In my day-to-day responsibilities, which are decidedly earthbound, I survey intertidal marshes for birds in a pair of chest waders, frequently sinking past my knees in mud. These surveys are a snapshot into how birds utilize different habitat, specifically pre- and post-restoration marshes and agricultural fields.
However, I was lucky enough to get a glimpse of the big picture.
During the spring migration, thousands of shorebirds travel from the warmer latitudes to the northern climes to breed. Species like Dunlin and Western Sandpipers flock together by the thousands, stopping in places like Fir Island Farms and Leque to catch a quick bite to eat before heading north again.
This is, in part, why estuary restoration is so important. Without these rich areas of intertidal marsh, which has large disappeared due to human development, shorebirds cannot complete their long migration. These small patches of estuary form “stepping stones” and are of vital conservation concern.

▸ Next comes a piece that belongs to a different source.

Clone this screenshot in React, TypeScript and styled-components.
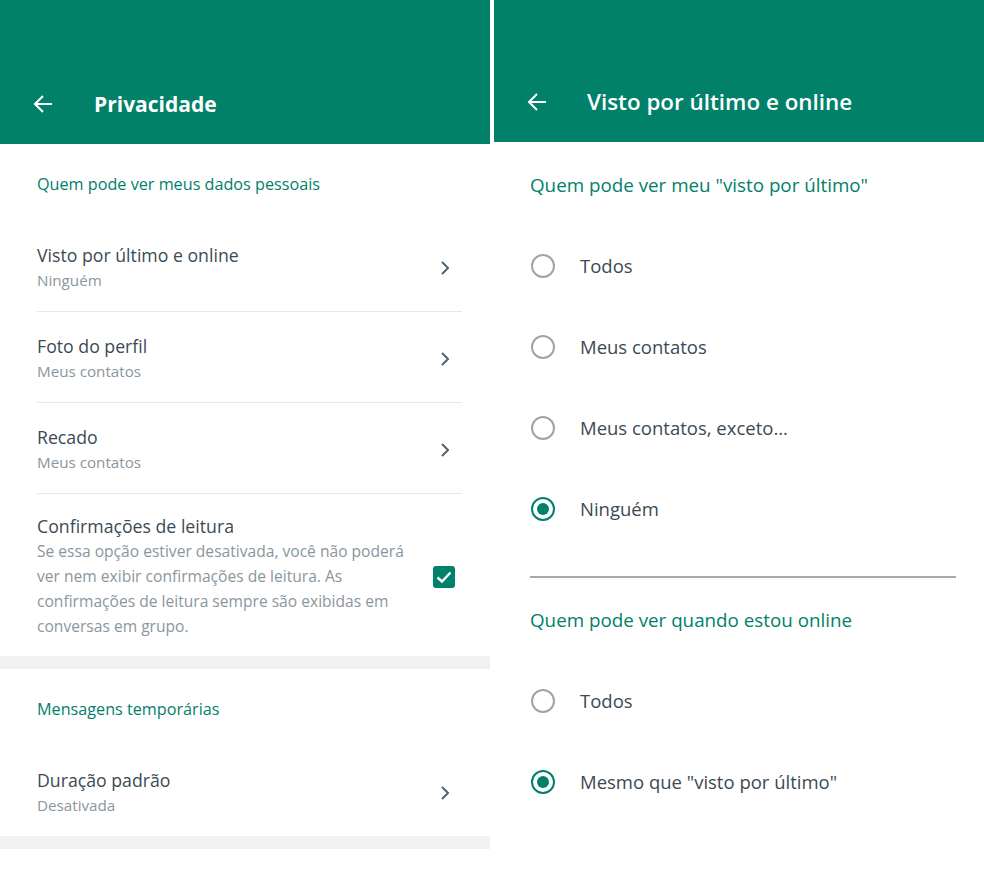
import React from "react";
import styled, { createGlobalStyle } from "styled-components";

const GlobalStyle = createGlobalStyle`
  html, body { margin: 0; padding: 0; background: #ffffff; }
  body { font-family: "Open Sans", "Noto Sans", sans-serif; -webkit-font-smoothing: antialiased; }
  * { box-sizing: border-box; }
`;

const GREEN = "#01806a";
const TEXT = "#3b4a54";
const MUTED = "#8a969e";

const Page = styled.div`
  display: flex;
  gap: 4px;
  width: 984px;
  height: 871px;
  background: #fff;
  overflow: hidden;
`;

const Panel = styled.div`
  width: 490px;
  display: flex;
  flex-direction: column;
  background: #fff;
`;

const Header = styled.header<{ $h: number; $bottom: number; $titleGap: number }>`
  height: ${(p) => p.$h}px;
  background: ${GREEN};
  display: flex;
  align-items: flex-end;
  padding: 0 0 ${(p) => p.$bottom}px 33px;
  gap: ${(p) => p.$titleGap}px;
`;

const HeaderRow = styled.div`
  display: flex;
  align-items: center;
  height: 24px;
`;

const BackIcon = styled.svg`
  width: 20px;
  height: 20px;
  flex: none;
`;

const Title = styled.h1<{ $weight: number; $size: number }>`
  margin: 0;
  color: #fff;
  font-size: ${(p) => p.$size}px;
  font-weight: ${(p) => p.$weight};
  line-height: 24px;
  white-space: nowrap;
`;

const SectionTitle = styled.div`
  color: ${GREEN};
  font-size: 16.2px;
  line-height: 20px;
  padding: 30px 0 27px 37px;
`;

const List = styled.div`
  margin-left: 37px;
  width: 425px;
`;

const Item = styled.div<{ $top?: number; $bottom?: number; $divider?: boolean }>`
  display: flex;
  align-items: center;
  padding: ${(p) => p.$top ?? 22}px 0 ${(p) => p.$bottom ?? 18}px;
  border-bottom: ${(p) => (p.$divider ? "1px solid #e6e8ea" : "none")};
`;

const ItemText = styled.div`
  flex: 1;
  min-width: 0;
`;

const ItemTitle = styled.div`
  color: ${TEXT};
  font-size: 17.7px;
  line-height: 25px;
`;

const ItemSub = styled.div<{ $desc?: boolean }>`
  color: ${MUTED};
  font-size: ${(p) => (p.$desc ? 15.6 : 15.2)}px;
  line-height: 25px;
  white-space: nowrap;
`;

const Chevron = styled.svg`
  width: 8px;
  height: 14px;
  margin-right: 13px;
  flex: none;
`;

const Check = styled.div`
  width: 22px;
  height: 22px;
  border-radius: 3px;
  background: ${GREEN};
  margin-right: 7px;
  display: flex;
  align-items: center;
  justify-content: center;
  flex: none;
`;

const Band = styled.div`
  height: 13px;
  background: #eff1f3;
`;

const RightBody = styled.div`
  padding: 0 28px 0 36px;
`;

const RightSectionTitle = styled.div<{ $top: number }>`
  color: ${GREEN};
  font-size: 18.8px;
  line-height: 22px;
  padding: ${(p) => p.$top}px 0 29px 0;
`;

const RadioRow = styled.div`
  height: 81px;
  display: flex;
  align-items: center;
  gap: 25px;
  padding-left: 1px;
`;

const Radio = styled.span<{ $on?: boolean }>`
  width: 24px;
  height: 24px;
  border-radius: 50%;
  border: 2px solid ${(p) => (p.$on ? GREEN : "#a3a3a3")};
  display: flex;
  align-items: center;
  justify-content: center;
  flex: none;
  &::after {
    content: "";
    width: 12px;
    height: 12px;
    border-radius: 50%;
    background: ${GREEN};
    display: ${(p) => (p.$on ? "block" : "none")};
  }
`;

const RadioLabel = styled.span`
  color: ${TEXT};
  font-size: 18.5px;
  line-height: 24px;
`;

const Divider = styled.hr`
  margin: 27px 0 0 0;
  border: none;
  height: 2px;
  background: #a9a9a9;
`;

const Back = () => (
  <BackIcon viewBox="0 0 20 20" fill="none">
    <path d="M19 10H2M10 2L2 10L10 18" stroke="#fff" strokeWidth="2" />
  </BackIcon>
);

const Arrow = () => (
  <Chevron viewBox="0 0 8 14" fill="none">
    <path d="M1 1L7 7L1 13" stroke="#54656f" strokeWidth="2" />
  </Chevron>
);

type Row = { title: string; sub: string };

const NavItem = ({ title, sub, last }: Row & { last?: boolean }) => (
  <Item $divider={!last}>
    <ItemText>
      <ItemTitle>{title}</ItemTitle>
      <ItemSub>{sub}</ItemSub>
    </ItemText>
    <Arrow />
  </Item>
);

const RadioOption = ({ label, on }: { label: string; on?: boolean }) => (
  <RadioRow>
    <Radio $on={on} />
    <RadioLabel>{label}</RadioLabel>
  </RadioRow>
);

export default function App() {
  return (
    <>
      <GlobalStyle />
      <Page>
        <Panel>
          <Header $h={144} $bottom={28} $titleGap={41}>
            <HeaderRow>
              <Back />
            </HeaderRow>
            <HeaderRow>
              <Title $weight={700} $size={21}>Privacidade</Title>
            </HeaderRow>
          </Header>
          <SectionTitle>Quem pode ver meus dados pessoais</SectionTitle>
          <List>
            <NavItem title="Visto por último e online" sub="Ninguém" />
            <NavItem title="Foto do perfil" sub="Meus contatos" />
            <NavItem title="Recado" sub="Meus contatos" />
            <Item $top={20} $bottom={17}>
              <ItemText>
                <ItemTitle>Confirmações de leitura</ItemTitle>
                <ItemSub $desc>
                  Se essa opção estiver desativada, você não poderá
                  <br />
                  ver nem exibir confirmações de leitura. As
                  <br />
                  confirmações de leitura sempre são exibidas em
                  <br />
                  conversas em grupo.
                </ItemSub>
              </ItemText>
              <Check>
                <svg width="18" height="18" viewBox="0 0 18 18" fill="none">
                  <path d="M2.5 9.5L7 13.5L15.5 4.5" stroke="#fff" strokeWidth="2.4" />
                </svg>
              </Check>
            </Item>
          </List>
          <Band />
          <SectionTitle>Mensagens temporárias</SectionTitle>
          <List>
            <NavItem title="Duração padrão" sub="Desativada" last />
          </List>
          <Band />
        </Panel>
        <Panel>
          <Header $h={142} $bottom={28} $titleGap={40}>
            <HeaderRow>
              <Back />
            </HeaderRow>
            <HeaderRow>
              <Title $weight={600} $size={22.4}>Visto por último e online</Title>
            </HeaderRow>
          </Header>
          <RightBody>
            <RightSectionTitle $top={32}>Quem pode ver meu "visto por último"</RightSectionTitle>
            <RadioOption label="Todos" />
            <RadioOption label="Meus contatos" />
            <RadioOption label="Meus contatos, exceto..." />
            <RadioOption label="Ninguém" on />
            <Divider />
            <RightSectionTitle $top={31}>Quem pode ver quando estou online</RightSectionTitle>
            <RadioOption label="Todos" />
            <RadioOption label={'Mesmo que "visto por último"'} on />
          </RightBody>
        </Panel>
      </Page>
    </>
  );
}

We conduct aerial surveys during the riot of the spring shorebird migration to better understand how shorebirds utilize habitat outside of our study sites. When the high tides recede across the mudflats in Skagit and Padilla Bay, the small invertebrates that shorebirds eat are close to the surface and easily accessible to those probing bills. We flew during these tidal conditions with binoculars and GPSs to count the flocks of feasting birds.
Both our aerial surveys were successful. We counted almost 5000 birds, mostly Western Sandpipers and Dunlin. From the air, these little birds are nothing more than bright specks of white catching the light as they move in response to our approach. They can be very difficult to spot if you don’t know what you are looking for.